Repeat the material below word for word and leave out all pictures.

═══

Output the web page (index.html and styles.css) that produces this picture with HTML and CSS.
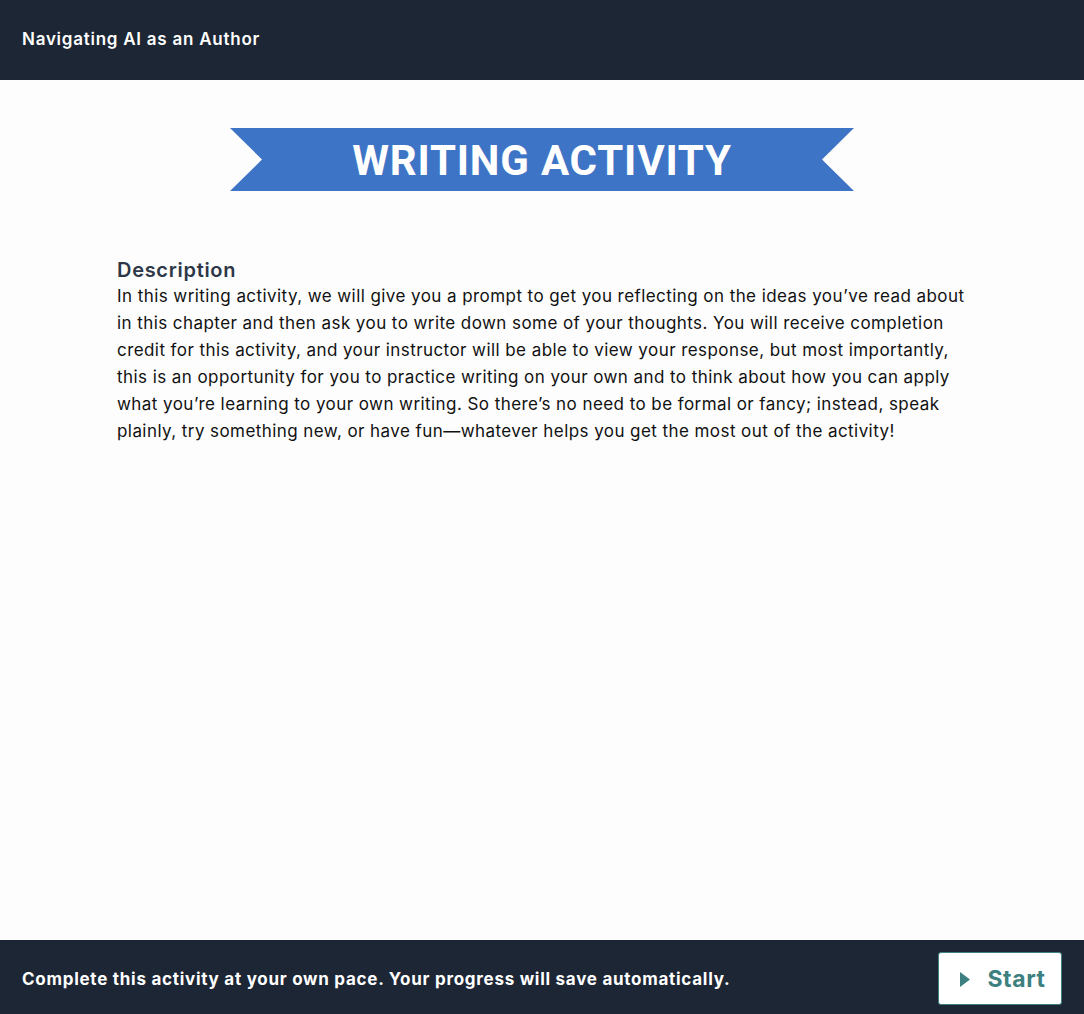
FILE: index.html
```html
<!DOCTYPE html>
<html lang="en">
<head>
<meta charset="utf-8">
<title>Navigating AI as an Author</title>
<link rel="stylesheet" href="styles.css">
</head>
<body>
<div class="page">
  <header class="topbar">
    <h1 class="book-title">Navigating AI as an Author</h1>
  </header>
  <main class="content">
    <div class="banner-wrap">
      <div class="banner">
        <svg class="banner-bg" viewBox="0 0 624 63" preserveAspectRatio="none" aria-hidden="true">
          <polygon points="0,0 624,0 592,31.5 624,63 0,63 32,31.5" fill="#3e74c6"/>
        </svg>
        <span class="banner-text">WRITING ACTIVITY</span>
      </div>
    </div>
    <section class="description">
      <h2 class="desc-heading">Description</h2>
      <p class="desc-body">In this writing activity, we will give you a prompt to get you reflecting on the ideas you’ve read about in this chapter and then ask you to write down some of your thoughts. You will receive completion credit for this activity, and your instructor will be able to view your response, but most importantly, this is an opportunity for you to practice writing on your own and to think about how you can apply what you’re learning to your own writing. So there’s no need to be formal or fancy; instead, speak plainly, try something new, or have fun—whatever helps you get the most out of the activity!</p>
    </section>
  </main>
  <footer class="bottombar">
    <p class="pace-note">Complete this activity at your own pace. Your progress will save automatically.</p>
    <button class="start-btn" type="button">
      <svg class="play-icon" viewBox="0 0 10 15" aria-hidden="true"><polygon points="0,0 10,7.5 0,15" fill="#3d8080"/></svg>
      <span>Start</span>
    </button>
  </footer>
</div>
</body>
</html>
```
FILE: styles.css
```css
* { box-sizing: border-box; }
html, body { margin: 0; padding: 0; height: 100%; }
body {
  font-family: Inter, "Noto Sans", sans-serif;
  background: #fdfdfd;
  color: #111;
}
.page {
  display: flex;
  flex-direction: column;
  height: 1014px;
}
.topbar {
  height: 80px;
  background: #1d2634;
  display: flex;
  align-items: center;
  padding-left: 22px;
  padding-bottom: 2px;
  flex-shrink: 0;
}
.book-title {
  margin: 0;
  color: #fff;
  font-size: 17px;
  font-weight: 600;
  letter-spacing: 0.75px;
}
.content {
  flex: 1;
  padding-top: 48px;
}
.banner-wrap {
  display: flex;
  justify-content: center;
}
.banner {
  position: relative;
  width: 624px;
  height: 63px;
  display: flex;
  align-items: center;
  justify-content: center;
  padding-top: 2px;
}
.banner-bg {
  position: absolute;
  inset: 0;
  width: 100%;
  height: 100%;
}
.banner-text {
  position: relative;
  color: #fff;
  font-family: Roboto, "Liberation Sans", sans-serif;
  font-weight: 700;
  font-size: 42px;
  letter-spacing: 0.8px;
  line-height: 1;
}
.description {
  padding: 66px 117px 0 117px;
}
.desc-heading {
  margin: 0;
  font-size: 20px;
  font-weight: 600;
  color: #2d3748;
  line-height: 26px;
  letter-spacing: 0.7px;
}
.desc-body {
  margin: 0;
  font-size: 17px;
  line-height: 27px;
  color: #111;
  letter-spacing: 0.43px;
  max-width: 860px;
}
.bottombar {
  height: 74px;
  background: #1d2634;
  display: flex;
  align-items: center;
  justify-content: space-between;
  padding: 0 22px;
  flex-shrink: 0;
}
.pace-note {
  margin: 3px 0 0 0;
  color: #fff;
  font-size: 17px;
  font-weight: 700;
  letter-spacing: 0.73px;
}
.start-btn {
  width: 124px;
  height: 53px;
  margin-top: 2px;
  background: #fff;
  border: 1.5px solid #3d8080;
  border-radius: 3px;
  display: flex;
  align-items: center;
  justify-content: center;
  gap: 17px;
  color: #3d8080;
  font-family: Inter, sans-serif;
  font-size: 23px;
  font-weight: 700;
  letter-spacing: 0.6px;
  padding: 2px 0 0 6px;
}
.play-icon {
  width: 10px;
  height: 15px;
}
```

═══

Reply to the task:
Output the web page (index.html and styles.css) that produces this picture with HTML and CSS.
FILE: index.html
```html
<!DOCTYPE html>
<html lang="en">
<head>
<meta charset="utf-8">
<title>Navigating AI as an Author</title>
<link rel="stylesheet" href="styles.css">
</head>
<body>
<div class="page">
  <header class="topbar">
    <h1 class="book-title">Navigating AI as an Author</h1>
  </header>
  <main class="content">
    <div class="banner-wrap">
      <div class="banner">
        <svg class="banner-bg" viewBox="0 0 624 63" preserveAspectRatio="none" aria-hidden="true">
          <polygon points="0,0 624,0 592,31.5 624,63 0,63 32,31.5" fill="#3e74c6"/>
        </svg>
        <span class="banner-text">WRITING ACTIVITY</span>
      </div>
    </div>
    <section class="description">
      <h2 class="desc-heading">Description</h2>
      <p class="desc-body">In this writing activity, we will give you a prompt to get you reflecting on the ideas you’ve read about in this chapter and then ask you to write down some of your thoughts. You will receive completion credit for this activity, and your instructor will be able to view your response, but most importantly, this is an opportunity for you to practice writing on your own and to think about how you can apply what you’re learning to your own writing. So there’s no need to be formal or fancy; instead, speak plainly, try something new, or have fun—whatever helps you get the most out of the activity!</p>
    </section>
  </main>
  <footer class="bottombar">
    <p class="pace-note">Complete this activity at your own pace. Your progress will save automatically.</p>
    <button class="start-btn" type="button">
      <svg class="play-icon" viewBox="0 0 10 15" aria-hidden="true"><polygon points="0,0 10,7.5 0,15" fill="#3d8080"/></svg>
      <span>Start</span>
    </button>
  </footer>
</div>
</body>
</html>
```
FILE: styles.css
```css
* { box-sizing: border-box; }
html, body { margin: 0; padding: 0; height: 100%; }
body {
  font-family: Inter, "Noto Sans", sans-serif;
  background: #fdfdfd;
  color: #111;
}
.page {
  display: flex;
  flex-direction: column;
  height: 1014px;
}
.topbar {
  height: 80px;
  background: #1d2634;
  display: flex;
  align-items: center;
  padding-left: 22px;
  padding-bottom: 2px;
  flex-shrink: 0;
}
.book-title {
  margin: 0;
  color: #fff;
  font-size: 17px;
  font-weight: 600;
  letter-spacing: 0.75px;
}
.content {
  flex: 1;
  padding-top: 48px;
}
.banner-wrap {
  display: flex;
  justify-content: center;
}
.banner {
  position: relative;
  width: 624px;
  height: 63px;
  display: flex;
  align-items: center;
  justify-content: center;
  padding-top: 2px;
}
.banner-bg {
  position: absolute;
  inset: 0;
  width: 100%;
  height: 100%;
}
.banner-text {
  position: relative;
  color: #fff;
  font-family: Roboto, "Liberation Sans", sans-serif;
  font-weight: 700;
  font-size: 42px;
  letter-spacing: 0.8px;
  line-height: 1;
}
.description {
  padding: 66px 117px 0 117px;
}
.desc-heading {
  margin: 0;
  font-size: 20px;
  font-weight: 600;
  color: #2d3748;
  line-height: 26px;
  letter-spacing: 0.7px;
}
.desc-body {
  margin: 0;
  font-size: 17px;
  line-height: 27px;
  color: #111;
  letter-spacing: 0.43px;
  max-width: 860px;
}
.bottombar {
  height: 74px;
  background: #1d2634;
  display: flex;
  align-items: center;
  justify-content: space-between;
  padding: 0 22px;
  flex-shrink: 0;
}
.pace-note {
  margin: 3px 0 0 0;
  color: #fff;
  font-size: 17px;
  font-weight: 700;
  letter-spacing: 0.73px;
}
.start-btn {
  width: 124px;
  height: 53px;
  margin-top: 2px;
  background: #fff;
  border: 1.5px solid #3d8080;
  border-radius: 3px;
  display: flex;
  align-items: center;
  justify-content: center;
  gap: 17px;
  color: #3d8080;
  font-family: Inter, sans-serif;
  font-size: 23px;
  font-weight: 700;
  letter-spacing: 0.6px;
  padding: 2px 0 0 6px;
}
.play-icon {
  width: 10px;
  height: 15px;
}
```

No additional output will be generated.